Il y a aussi Patrick Peter, qui conduit la lourde Chevrolet. Il s’occupe de l’intendance, des boissons, des bagages,
de l’argent, des factures. C’est un homme d’additions, jamais de soustractions !

Il y a  Claire Chevalier et son fils Ethan, qui sont à l’œuvre pour mille détails, ils voyagent dans la voiture
généralement, prennent les photos du groupe, achètent la glace pour les glacières, toujours le sourire aux lèvres,
et le mot gentil.

Philippe Morel est là pour les décisions stratégiques concernant les HUG (!), les problèmes techniques des
réservations des motos, des billets d’avion, et des papiers officiels ; le matin, il donne toujours en retard le klaxon
de départ.

Charles Selleger, spécialiste des GPS, il est souvent en avance d’un carrefour, il règle les parcours, peaufine les
itinéraires, cherche la route la plus subtile. Il voyage en symbiose avec Laetitia.

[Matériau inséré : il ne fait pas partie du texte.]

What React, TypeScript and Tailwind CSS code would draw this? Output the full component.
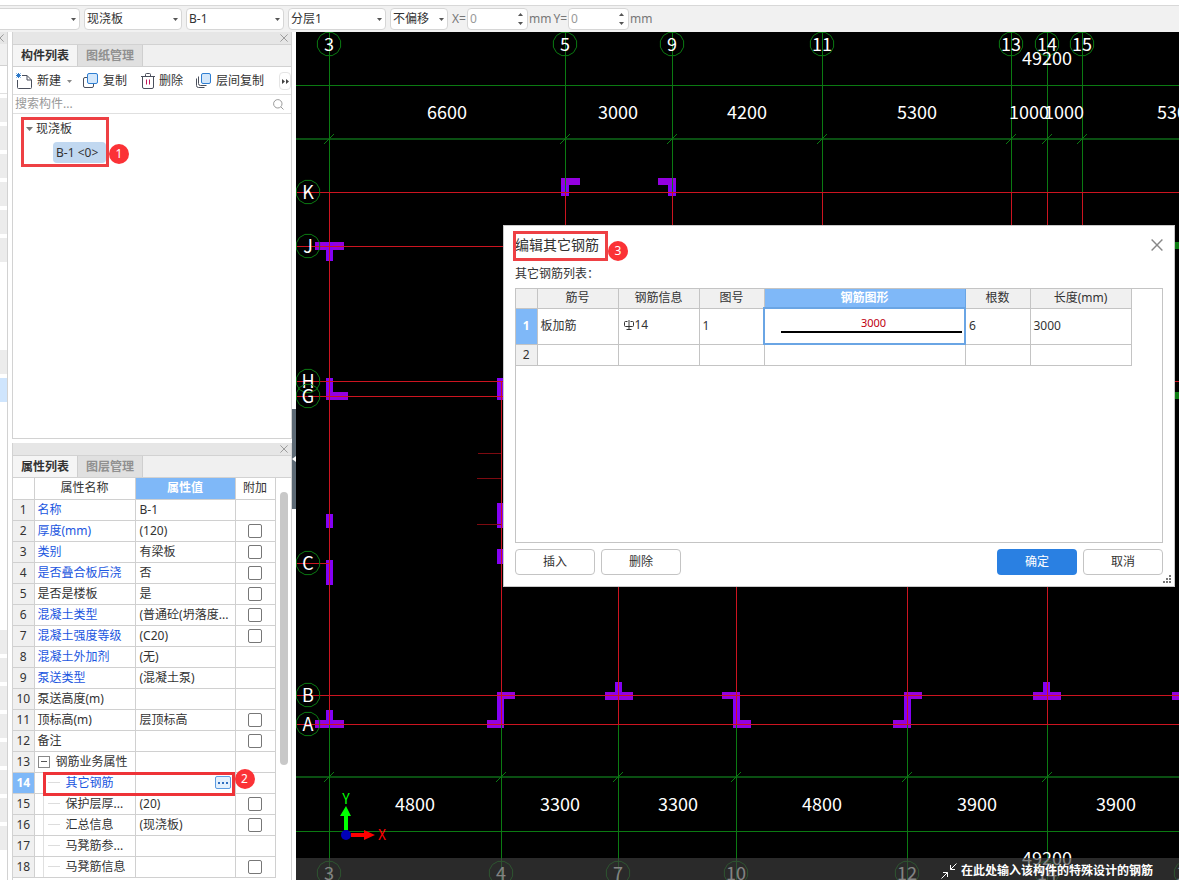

Et votre serviteur, qui cherche à trouver des moments de paix pour écrire le voyage et l’illustrer.

La température est montée jusqu’à 40 degrés et on m’assure qu’elle pourra atteindre 48 degrés dans le Nevada.

A cela s’ajoute la chaleur du moteur. Je me rends compte que ce sera le problème principal. Si bien que lorsque
le soir tombe, elle se calme un peu. Je n’aime pas rouler de nuit, mais à deux reprises, nous sommes arrivés
tard à l’étape.

Nous avons quitté Chicago, traversé l’Illinois en suivant les tronçons de la Route66 de façon à les mettre bout à bout comme les grains d’un chapelet, mais d’un chapelet de plus de 4’000 km. Au final, nous aurons parcouru 5’300 km en nous rendant dans les parcs nationaux.

C’est en traversant le Mississippi et en passant sous l’arche de Saint Louis, que nous avons franchi une frontière symbolique, la porte qui donne accès à l’Ouest. Dans nos mémoires, le Mississippi chante sa longue mélopée. L’Etat du Missouri nous a donc offert de beaux tronçons de la US66.

Il fait chaud maintenant, terriblement chaud. Je roule en T-shirt et en gants, mais la chaleur monte de la route et au moindre arrêt, elle vous enveloppe et vous brûle. Une halte pour manger au Kansas, et nous voilà partis pour les terres brûlantes de l’Oklahoma.

Je regarde dans le rétroviseur et je vois la moto de Charles, et juste derrière, l’immense Chevrolet que conduit le bon Patrick et qui transporte les bagages et les boissons dans des glacières. On s’arrête souvent pour boire et Patrick est serviable. Philippe est tantôt devant, tantôt moins devant, tantôt à côté de la route, mais nos Navigators font merveille dans l’enchevêtrement des routes et des highways.

Les motos ? Trois Harley puissantes et bruyantes. Ce sont de braves motos, qui semblent solides et fiables. Entre mes jambes le gros moteur de 1700cc tremble et réagit immédiatement à la moindre sollicitation, il me sort de toutes les situations délicates. Sans finesse et passablement rugueux, ces gros veaux sont néanmoins sympathiques et parfaitement adaptés à ces interminables lignes droites.